Data excerpt
"""

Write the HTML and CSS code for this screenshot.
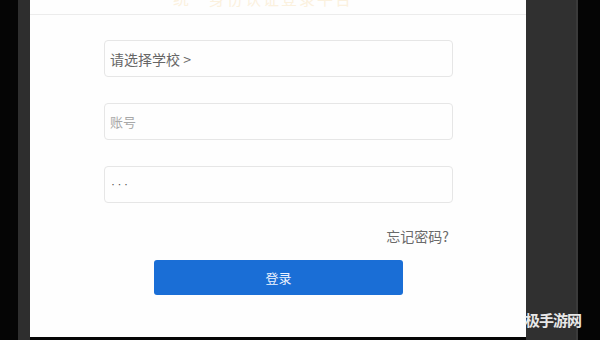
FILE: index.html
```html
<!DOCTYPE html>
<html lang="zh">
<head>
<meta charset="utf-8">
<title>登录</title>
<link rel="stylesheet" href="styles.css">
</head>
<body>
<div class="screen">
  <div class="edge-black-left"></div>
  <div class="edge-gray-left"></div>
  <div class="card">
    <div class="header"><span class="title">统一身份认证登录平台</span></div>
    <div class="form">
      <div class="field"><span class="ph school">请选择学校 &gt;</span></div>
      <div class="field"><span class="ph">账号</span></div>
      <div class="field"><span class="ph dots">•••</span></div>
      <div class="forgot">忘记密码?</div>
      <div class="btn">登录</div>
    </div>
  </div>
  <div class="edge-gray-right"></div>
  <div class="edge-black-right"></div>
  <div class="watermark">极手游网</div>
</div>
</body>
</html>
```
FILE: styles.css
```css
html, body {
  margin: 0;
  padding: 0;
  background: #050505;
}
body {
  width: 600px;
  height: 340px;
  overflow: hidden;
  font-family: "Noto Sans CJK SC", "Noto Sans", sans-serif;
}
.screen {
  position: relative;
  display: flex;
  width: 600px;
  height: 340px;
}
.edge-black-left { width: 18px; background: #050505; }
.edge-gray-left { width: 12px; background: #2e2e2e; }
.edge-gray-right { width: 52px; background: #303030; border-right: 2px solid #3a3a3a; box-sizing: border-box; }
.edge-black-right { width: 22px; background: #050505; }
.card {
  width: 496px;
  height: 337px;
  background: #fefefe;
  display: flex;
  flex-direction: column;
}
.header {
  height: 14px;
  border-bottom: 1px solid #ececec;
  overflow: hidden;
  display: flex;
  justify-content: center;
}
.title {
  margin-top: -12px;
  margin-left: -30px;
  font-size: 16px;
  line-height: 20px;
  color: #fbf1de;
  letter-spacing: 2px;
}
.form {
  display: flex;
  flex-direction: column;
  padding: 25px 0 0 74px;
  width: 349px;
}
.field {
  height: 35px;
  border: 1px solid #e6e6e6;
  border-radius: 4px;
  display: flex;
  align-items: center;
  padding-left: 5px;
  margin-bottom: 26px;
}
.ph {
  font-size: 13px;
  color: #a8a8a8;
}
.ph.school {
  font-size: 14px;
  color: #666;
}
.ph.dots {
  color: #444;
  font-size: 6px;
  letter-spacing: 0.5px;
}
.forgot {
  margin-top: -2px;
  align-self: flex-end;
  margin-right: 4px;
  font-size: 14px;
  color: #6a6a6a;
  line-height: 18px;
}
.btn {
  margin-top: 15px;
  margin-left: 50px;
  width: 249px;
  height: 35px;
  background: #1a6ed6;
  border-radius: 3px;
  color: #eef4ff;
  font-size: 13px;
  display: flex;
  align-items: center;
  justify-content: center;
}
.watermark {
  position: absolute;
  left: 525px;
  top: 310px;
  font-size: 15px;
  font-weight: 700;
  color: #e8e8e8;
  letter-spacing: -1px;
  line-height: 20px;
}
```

"""

Task details
Transcribe the preceding listing in its entirety and with exact wording, leaving out pictures.

Correct response
Write the HTML and CSS code for this screenshot.
FILE: index.html
```html
<!DOCTYPE html>
<html lang="zh">
<head>
<meta charset="utf-8">
<title>登录</title>
<link rel="stylesheet" href="styles.css">
</head>
<body>
<div class="screen">
  <div class="edge-black-left"></div>
  <div class="edge-gray-left"></div>
  <div class="card">
    <div class="header"><span class="title">统一身份认证登录平台</span></div>
    <div class="form">
      <div class="field"><span class="ph school">请选择学校 &gt;</span></div>
      <div class="field"><span class="ph">账号</span></div>
      <div class="field"><span class="ph dots">•••</span></div>
      <div class="forgot">忘记密码?</div>
      <div class="btn">登录</div>
    </div>
  </div>
  <div class="edge-gray-right"></div>
  <div class="edge-black-right"></div>
  <div class="watermark">极手游网</div>
</div>
</body>
</html>
```
FILE: styles.css
```css
html, body {
  margin: 0;
  padding: 0;
  background: #050505;
}
body {
  width: 600px;
  height: 340px;
  overflow: hidden;
  font-family: "Noto Sans CJK SC", "Noto Sans", sans-serif;
}
.screen {
  position: relative;
  display: flex;
  width: 600px;
  height: 340px;
}
.edge-black-left { width: 18px; background: #050505; }
.edge-gray-left { width: 12px; background: #2e2e2e; }
.edge-gray-right { width: 52px; background: #303030; border-right: 2px solid #3a3a3a; box-sizing: border-box; }
.edge-black-right { width: 22px; background: #050505; }
.card {
  width: 496px;
  height: 337px;
  background: #fefefe;
  display: flex;
  flex-direction: column;
}
.header {
  height: 14px;
  border-bottom: 1px solid #ececec;
  overflow: hidden;
  display: flex;
  justify-content: center;
}
.title {
  margin-top: -12px;
  margin-left: -30px;
  font-size: 16px;
  line-height: 20px;
  color: #fbf1de;
  letter-spacing: 2px;
}
.form {
  display: flex;
  flex-direction: column;
  padding: 25px 0 0 74px;
  width: 349px;
}
.field {
  height: 35px;
  border: 1px solid #e6e6e6;
  border-radius: 4px;
  display: flex;
  align-items: center;
  padding-left: 5px;
  margin-bottom: 26px;
}
.ph {
  font-size: 13px;
  color: #a8a8a8;
}
.ph.school {
  font-size: 14px;
  color: #666;
}
.ph.dots {
  color: #444;
  font-size: 6px;
  letter-spacing: 0.5px;
}
.forgot {
  margin-top: -2px;
  align-self: flex-end;
  margin-right: 4px;
  font-size: 14px;
  color: #6a6a6a;
  line-height: 18px;
}
.btn {
  margin-top: 15px;
  margin-left: 50px;
  width: 249px;
  height: 35px;
  background: #1a6ed6;
  border-radius: 3px;
  color: #eef4ff;
  font-size: 13px;
  display: flex;
  align-items: center;
  justify-content: center;
}
.watermark {
  position: absolute;
  left: 525px;
  top: 310px;
  font-size: 15px;
  font-weight: 700;
  color: #e8e8e8;
  letter-spacing: -1px;
  line-height: 20px;
}
```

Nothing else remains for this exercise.